> GOAL OF THE EXERCISE
Work out how many lines hold the string "React". Give that number and nothing more.

> INFORMATION PROVIDED
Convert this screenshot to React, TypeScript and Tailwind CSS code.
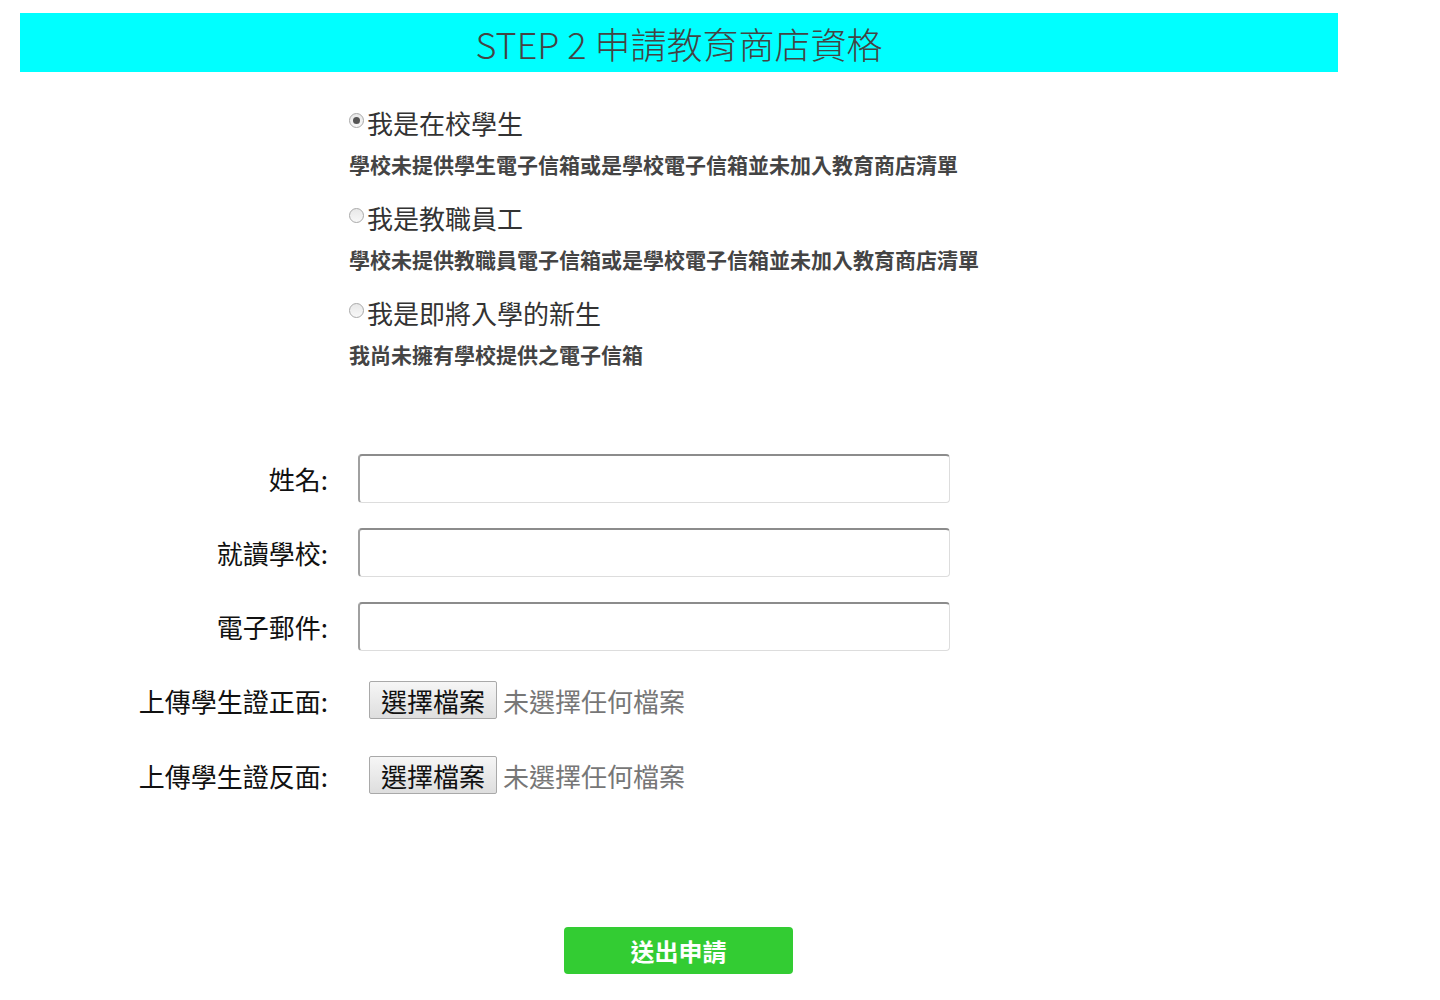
import React from "react";

const font = { fontFamily: '"Noto Sans CJK TC", "Noto Sans", sans-serif' };

const roles = [
  { label: "我是在校學生", desc: "學校未提供學生電子信箱或是學校電子信箱並未加入教育商店清單", checked: true },
  { label: "我是教職員工", desc: "學校未提供教職員電子信箱或是學校電子信箱並未加入教育商店清單", checked: false },
  { label: "我是即將入學的新生", desc: "我尚未擁有學校提供之電子信箱", checked: false },
];

function Radio({ checked }: { checked: boolean }) {
  return (
    <span className="w-[15px] h-[15px] rounded-full border border-[#a9a9a9] bg-gradient-to-b from-[#e8e8e8] to-[#f8f8f8] flex items-center justify-center shrink-0">
      {checked && <span className="w-[7px] h-[7px] rounded-full bg-[#555]" />}
    </span>
  );
}

function TextRow({ label }: { label: string }) {
  return (
    <div className="flex items-center h-[49px] mb-[25px]">
      <div className="w-[328px] text-right text-[26px] text-[#111]">{label}</div>
      <div className="ml-[30px] w-[592px] h-[49px] rounded-[4px] border border-[#ddd] border-t-2 border-t-[#8c8c8c] border-l-2 border-l-[#a0a0a0] bg-white" />
    </div>
  );
}

function FileRow({ label }: { label: string }) {
  return (
    <div className="flex items-center h-[38px] mb-[37px]">
      <div className="w-[328px] text-right text-[26px] text-[#111] whitespace-nowrap">{label}</div>
      <div className="ml-[41px] h-[38px] w-[128px] flex items-center justify-center rounded-[2px] border border-[#a9a9a9] bg-gradient-to-b from-[#f6f6f6] to-[#dedede] text-[26px] text-[#111]">
        選擇檔案
      </div>
      <div className="ml-[6px] text-[26px] text-[#777]">未選擇任何檔案</div>
    </div>
  );
}

export default function App() {
  return (
    <div className="w-[1440px] h-[1000px] bg-white relative" style={font}>
      <div className="pt-[13px] pl-[20px]">
        <div className="w-[1318px] h-[59px] bg-[#00ffff] flex items-center justify-center">
          <span className="text-[36px] font-light text-[#444]">STEP 2 申請教育商店資格</span>
        </div>
      </div>

      <div className="pl-[349px] pt-[31px]">
        {roles.map((r) => (
          <div key={r.label} className="h-[95px]">
            <div className="flex items-center h-[38px]">
              <span className="mt-[-4px]"><Radio checked={r.checked} /></span>
              <span className="ml-[3px] text-[26px] text-[#333]">{r.label}</span>
            </div>
            <div className="mt-[10px] text-[21px] font-bold text-[#444] leading-[26px] whitespace-nowrap">{r.desc}</div>
          </div>
        ))}
      </div>

      <div className="pt-[66px]">
        <TextRow label="姓名:" />
        <TextRow label="就讀學校:" />
        <TextRow label="電子郵件:" />
        <div className="pt-[5px]">
          <FileRow label="上傳學生證正面:" />
          <FileRow label="上傳學生證反面:" />
        </div>
      </div>

      <div className="pt-[96px] pl-[564px]">
        <button className="w-[229px] h-[47px] rounded-[4px] bg-[#33cc33] text-white text-[24px] font-bold">
          送出申請
        </button>
      </div>
    </div>
  );
}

> FULL RESPONSE
2